**Collected data**
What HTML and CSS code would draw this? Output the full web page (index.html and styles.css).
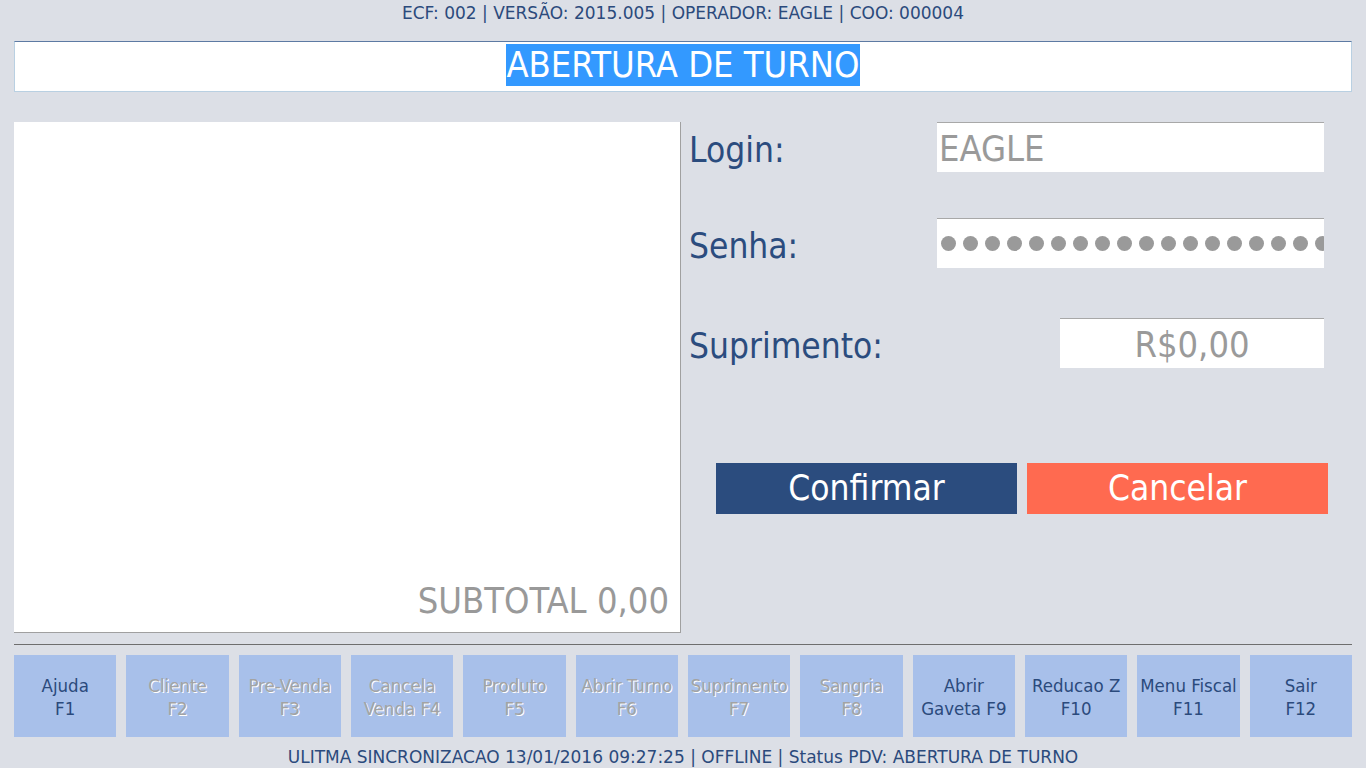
FILE: index.html
```html
<!DOCTYPE html>
<html lang="pt-BR">
<head>
<meta charset="utf-8">
<title>PDV - Abertura de Turno</title>
<link rel="stylesheet" href="styles.css">
</head>
<body>
<div class="app">
  <header class="info">ECF: 002 | VERSÃO: 2015.005 | OPERADOR: EAGLE | COO: 000004</header>
  <div class="title-box"><span class="title-sel">ABERTURA DE TURNO</span></div>
  <main class="main">
    <section class="receipt">
      <div class="subtotal">SUBTOTAL 0,00</div>
    </section>
    <section class="form">
      <div class="row row-login">
        <label class="label">Login:</label>
        <div class="field field-wide"><span class="field-text">EAGLE</span></div>
      </div>
      <div class="row row-senha">
        <label class="label">Senha:</label>
        <div class="field field-wide dots">
          <span class="dot"></span><span class="dot"></span><span class="dot"></span><span class="dot"></span><span class="dot"></span><span class="dot"></span><span class="dot"></span><span class="dot"></span><span class="dot"></span><span class="dot"></span><span class="dot"></span><span class="dot"></span><span class="dot"></span><span class="dot"></span><span class="dot"></span><span class="dot"></span><span class="dot"></span><span class="dot"></span><span class="dot"></span>
        </div>
      </div>
      <div class="row row-sup">
        <label class="label">Suprimento:</label>
        <div class="field field-money"><span class="field-text">R$0,00</span></div>
      </div>
      <div class="actions">
        <button class="btn btn-confirm">Confirmar</button>
        <button class="btn btn-cancel">Cancelar</button>
      </div>
    </section>
  </main>
  <hr class="sep">
  <nav class="keys">
    <div class="key">Ajuda<br>F1</div>
    <div class="key off">Cliente<br>F2</div>
    <div class="key off">Pre-Venda<br>F3</div>
    <div class="key off">Cancela<br>Venda F4</div>
    <div class="key off">Produto<br>F5</div>
    <div class="key off">Abrir Turno<br>F6</div>
    <div class="key off">Suprimento<br>F7</div>
    <div class="key off">Sangria<br>F8</div>
    <div class="key">Abrir<br>Gaveta F9</div>
    <div class="key">Reducao Z<br>F10</div>
    <div class="key">Menu Fiscal<br>F11</div>
    <div class="key">Sair<br>F12</div>
  </nav>
  <footer class="status">ULITMA SINCRONIZACAO 13/01/2016 09:27:25 | OFFLINE | Status PDV: ABERTURA DE TURNO</footer>
</div>
</body>
</html>
```

FILE: styles.css
```css
* { box-sizing: border-box; }
html, body { margin: 0; padding: 0; }
body {
  background: #dcdfe6;
  font-family: "DejaVu Sans Condensed", "DejaVu Sans", sans-serif;
  font-stretch: condensed;
  color: #2b4a7c;
  width: 1366px;
  height: 768px;
  overflow: hidden;
}
.app { padding: 0 14px; }
.info {
  height: 28px;
  padding-top: 3px;
  text-align: center;
  font-family: "DejaVu Sans", sans-serif;
  font-stretch: normal;
  font-size: 17px;
  line-height: 21px;
}
.title-box {
  margin-top: 13px;
  height: 51px;
  background: #fff;
  border: 1px solid #b9d0e2;
  border-top-color: #5d7aa3;
  text-align: center;
  padding-top: 2px;
}
.title-sel {
  display: inline-block;
  background: #3399ff;
  color: #fff;
  font-size: 36px;
  line-height: 42px;
  height: 42px;
}
.main {
  display: flex;
  margin-top: 30px;
  height: 511px;
}
.receipt {
  width: 667px;
  flex: none;
  background: #fff;
  border-right: 1px solid #a0a0a0;
  border-bottom: 1px solid #a0a0a0;
  display: flex;
  flex-direction: column;
  justify-content: flex-end;
  align-items: flex-end;
  padding: 0 11px 11px 0;
}
.subtotal {
  color: #999;
  font-size: 36px;
  line-height: 40px;
}
.form {
  flex: 1;
  display: flex;
  flex-direction: column;
  padding: 0 28px 0 8px;
}
.row {
  display: flex;
  align-items: center;
  justify-content: space-between;
  height: 50px;
}
.row-senha { margin-top: 46px; }
.row-sup { margin-top: 50px; }
.label {
  font-size: 35px;
  color: #2b4c7e;
  line-height: 50px;
  padding-top: 6px;
}
.field {
  height: 50px;
  background: #fff;
  border-top: 1px solid #a8a8a8;
  display: flex;
  align-items: center;
  overflow: hidden;
  white-space: nowrap;
}
.field-wide { width: 387px; padding-left: 2px; }
.field-money { width: 264px; justify-content: center; }
.field-text {
  color: #9a9a9a;
  font-size: 36px;
  line-height: 40px;
  padding-top: 3px;
}
.dots { gap: 7px; padding-left: 4px; }
.dot {
  flex: none;
  width: 15px;
  height: 15px;
  border-radius: 50%;
  background: #9a9a9a;
}
.actions {
  display: flex;
  gap: 10px;
  margin-top: 95px;
  padding-left: 27px;
  margin-right: -4px;
}
.btn {
  width: 301px;
  height: 51px;
  border: 0;
  padding: 0;
  font-family: inherit;
  font-stretch: condensed;
  font-size: 35px;
  color: #fff;
  cursor: pointer;
  line-height: 51px;
}
.btn-confirm { background: #2b4c7e; }
.btn-cancel { background: #ff6a50; }
.sep {
  border: 0;
  border-top: 1px solid #6e6e6e;
  margin: 11px 0 0 0;
  height: 0;
}
.keys {
  display: grid;
  grid-template-columns: repeat(12, 1fr);
  gap: 10px;
  margin-top: 10px;
}
.key {
  height: 82px;
  background: #a8c0ea;
  display: flex;
  align-items: center;
  justify-content: center;
  text-align: center;
  font-size: 18.5px;
  line-height: 23px;
  color: #2b4a7c;
  white-space: nowrap;
  padding-top: 2px;
}
.key.off {
  color: #a3a3a3;
  text-shadow: 1px 1px 0 #fff;
}
.status {
  text-align: center;
  font-family: "DejaVu Sans", sans-serif;
  font-stretch: normal;
  font-size: 17px;
  line-height: 21px;
  margin-top: 10px;
}
```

**To do**
Please transcribe the material above exactly as written. Leave the pictures out.

**Completed exercise**
What HTML and CSS code would draw this? Output the full web page (index.html and styles.css).
FILE: index.html
```html
<!DOCTYPE html>
<html lang="pt-BR">
<head>
<meta charset="utf-8">
<title>PDV - Abertura de Turno</title>
<link rel="stylesheet" href="styles.css">
</head>
<body>
<div class="app">
  <header class="info">ECF: 002 | VERSÃO: 2015.005 | OPERADOR: EAGLE | COO: 000004</header>
  <div class="title-box"><span class="title-sel">ABERTURA DE TURNO</span></div>
  <main class="main">
    <section class="receipt">
      <div class="subtotal">SUBTOTAL 0,00</div>
    </section>
    <section class="form">
      <div class="row row-login">
        <label class="label">Login:</label>
        <div class="field field-wide"><span class="field-text">EAGLE</span></div>
      </div>
      <div class="row row-senha">
        <label class="label">Senha:</label>
        <div class="field field-wide dots">
          <span class="dot"></span><span class="dot"></span><span class="dot"></span><span class="dot"></span><span class="dot"></span><span class="dot"></span><span class="dot"></span><span class="dot"></span><span class="dot"></span><span class="dot"></span><span class="dot"></span><span class="dot"></span><span class="dot"></span><span class="dot"></span><span class="dot"></span><span class="dot"></span><span class="dot"></span><span class="dot"></span><span class="dot"></span>
        </div>
      </div>
      <div class="row row-sup">
        <label class="label">Suprimento:</label>
        <div class="field field-money"><span class="field-text">R$0,00</span></div>
      </div>
      <div class="actions">
        <button class="btn btn-confirm">Confirmar</button>
        <button class="btn btn-cancel">Cancelar</button>
      </div>
    </section>
  </main>
  <hr class="sep">
  <nav class="keys">
    <div class="key">Ajuda<br>F1</div>
    <div class="key off">Cliente<br>F2</div>
    <div class="key off">Pre-Venda<br>F3</div>
    <div class="key off">Cancela<br>Venda F4</div>
    <div class="key off">Produto<br>F5</div>
    <div class="key off">Abrir Turno<br>F6</div>
    <div class="key off">Suprimento<br>F7</div>
    <div class="key off">Sangria<br>F8</div>
    <div class="key">Abrir<br>Gaveta F9</div>
    <div class="key">Reducao Z<br>F10</div>
    <div class="key">Menu Fiscal<br>F11</div>
    <div class="key">Sair<br>F12</div>
  </nav>
  <footer class="status">ULITMA SINCRONIZACAO 13/01/2016 09:27:25 | OFFLINE | Status PDV: ABERTURA DE TURNO</footer>
</div>
</body>
</html>
```

FILE: styles.css
```css
* { box-sizing: border-box; }
html, body { margin: 0; padding: 0; }
body {
  background: #dcdfe6;
  font-family: "DejaVu Sans Condensed", "DejaVu Sans", sans-serif;
  font-stretch: condensed;
  color: #2b4a7c;
  width: 1366px;
  height: 768px;
  overflow: hidden;
}
.app { padding: 0 14px; }
.info {
  height: 28px;
  padding-top: 3px;
  text-align: center;
  font-family: "DejaVu Sans", sans-serif;
  font-stretch: normal;
  font-size: 17px;
  line-height: 21px;
}
.title-box {
  margin-top: 13px;
  height: 51px;
  background: #fff;
  border: 1px solid #b9d0e2;
  border-top-color: #5d7aa3;
  text-align: center;
  padding-top: 2px;
}
.title-sel {
  display: inline-block;
  background: #3399ff;
  color: #fff;
  font-size: 36px;
  line-height: 42px;
  height: 42px;
}
.main {
  display: flex;
  margin-top: 30px;
  height: 511px;
}
.receipt {
  width: 667px;
  flex: none;
  background: #fff;
  border-right: 1px solid #a0a0a0;
  border-bottom: 1px solid #a0a0a0;
  display: flex;
  flex-direction: column;
  justify-content: flex-end;
  align-items: flex-end;
  padding: 0 11px 11px 0;
}
.subtotal {
  color: #999;
  font-size: 36px;
  line-height: 40px;
}
.form {
  flex: 1;
  display: flex;
  flex-direction: column;
  padding: 0 28px 0 8px;
}
.row {
  display: flex;
  align-items: center;
  justify-content: space-between;
  height: 50px;
}
.row-senha { margin-top: 46px; }
.row-sup { margin-top: 50px; }
.label {
  font-size: 35px;
  color: #2b4c7e;
  line-height: 50px;
  padding-top: 6px;
}
.field {
  height: 50px;
  background: #fff;
  border-top: 1px solid #a8a8a8;
  display: flex;
  align-items: center;
  overflow: hidden;
  white-space: nowrap;
}
.field-wide { width: 387px; padding-left: 2px; }
.field-money { width: 264px; justify-content: center; }
.field-text {
  color: #9a9a9a;
  font-size: 36px;
  line-height: 40px;
  padding-top: 3px;
}
.dots { gap: 7px; padding-left: 4px; }
.dot {
  flex: none;
  width: 15px;
  height: 15px;
  border-radius: 50%;
  background: #9a9a9a;
}
.actions {
  display: flex;
  gap: 10px;
  margin-top: 95px;
  padding-left: 27px;
  margin-right: -4px;
}
.btn {
  width: 301px;
  height: 51px;
  border: 0;
  padding: 0;
  font-family: inherit;
  font-stretch: condensed;
  font-size: 35px;
  color: #fff;
  cursor: pointer;
  line-height: 51px;
}
.btn-confirm { background: #2b4c7e; }
.btn-cancel { background: #ff6a50; }
.sep {
  border: 0;
  border-top: 1px solid #6e6e6e;
  margin: 11px 0 0 0;
  height: 0;
}
.keys {
  display: grid;
  grid-template-columns: repeat(12, 1fr);
  gap: 10px;
  margin-top: 10px;
}
.key {
  height: 82px;
  background: #a8c0ea;
  display: flex;
  align-items: center;
  justify-content: center;
  text-align: center;
  font-size: 18.5px;
  line-height: 23px;
  color: #2b4a7c;
  white-space: nowrap;
  padding-top: 2px;
}
.key.off {
  color: #a3a3a3;
  text-shadow: 1px 1px 0 #fff;
}
.status {
  text-align: center;
  font-family: "DejaVu Sans", sans-serif;
  font-stretch: normal;
  font-size: 17px;
  line-height: 21px;
  margin-top: 10px;
}
```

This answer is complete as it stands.